Öte yandan, hükmüne uyulan bozma ilamında davalıların el attıkları yerlerin miktarı esas alınarak tarla değeri üzerinden belirlenecek dava değerine göre ayrı ayrı yargılama gideri ve vekalet ücretinden sorumlu tutulmaları gerektiği belirtilmesine karşın, davalılar arasında zorunlu dava arkadaşlığı bulunmadığı ve her bir davalının el attığı yer ile ilgili sorumlu tutulması gerektiği gözetilmeksizin toplam değer üzerinden bulunan vekalet ücretinden davalıların sorumlu tutulmaları hatalıdır.
Hal böyle olunca, 22/05/2014 havale tarihli bilirkişi kurul raporuna ekli krokide çekişmeli 589 sayılı parsel içerisinde kalan ve zeminde ‘’ E ‘’ ve ‘’ F ‘’ harfleri ile yol olarak gösterilen kısımlara yönelik el atmanın önlenmesi isteğinin kabul edilmesi ve davalıların el attıkları kısımların tarla değerleri üzerinden davada kendisini vekille temsil ettiren davacı yararına ayrı ayrı vekalet ücretlerine hükmedilmesi gerekir iken yanılgılı değerlendirme ile yazılı şekilde karar verilmesi isabetli değildir.
Davacı vekilinin temyiz itirazı açıklanan nedenden ötürü yerindedir.
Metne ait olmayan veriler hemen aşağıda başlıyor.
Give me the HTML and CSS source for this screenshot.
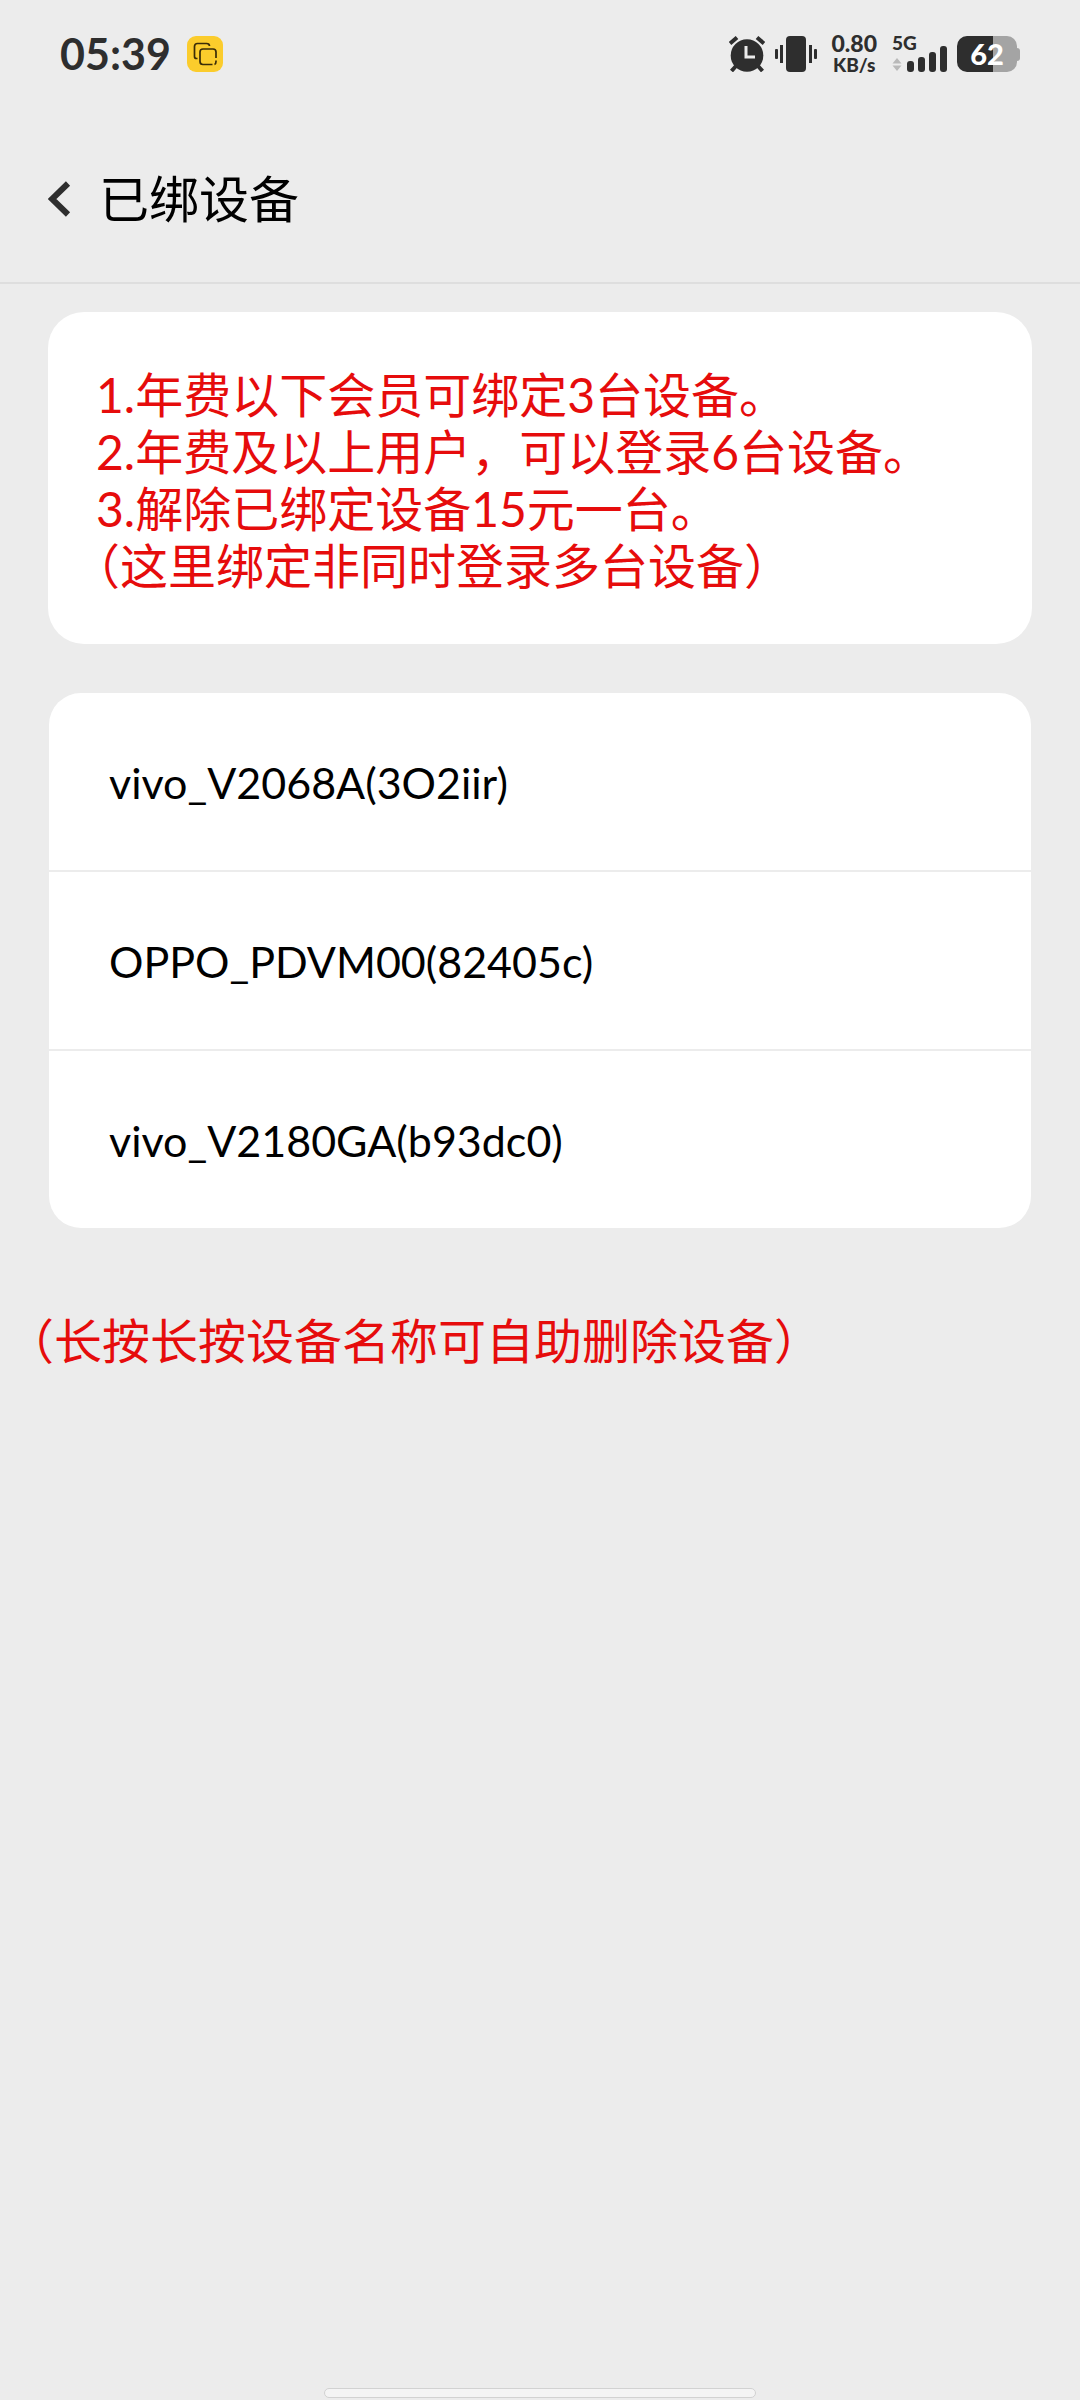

Kabulü ile, hükmün (6100 sayılı Yasanın geçici 3.maddesi yollaması ile) 1086 sayılı HUMK"un 428.maddesi gereğince BOZULMASINA, 02.01.2017 tarihinde yürürlüğe giren Avukatlık Ücret Tarifesi gereğince gelen temyiz eden vekili için 1.480.00.-TL. duruşma vekâlet ücretinin temyiz edilenden alınmasına, alınan peşin harcın temyiz edene geri verilmesine, 06.06.2017 tarihinde oybirliğiyle karar verildi.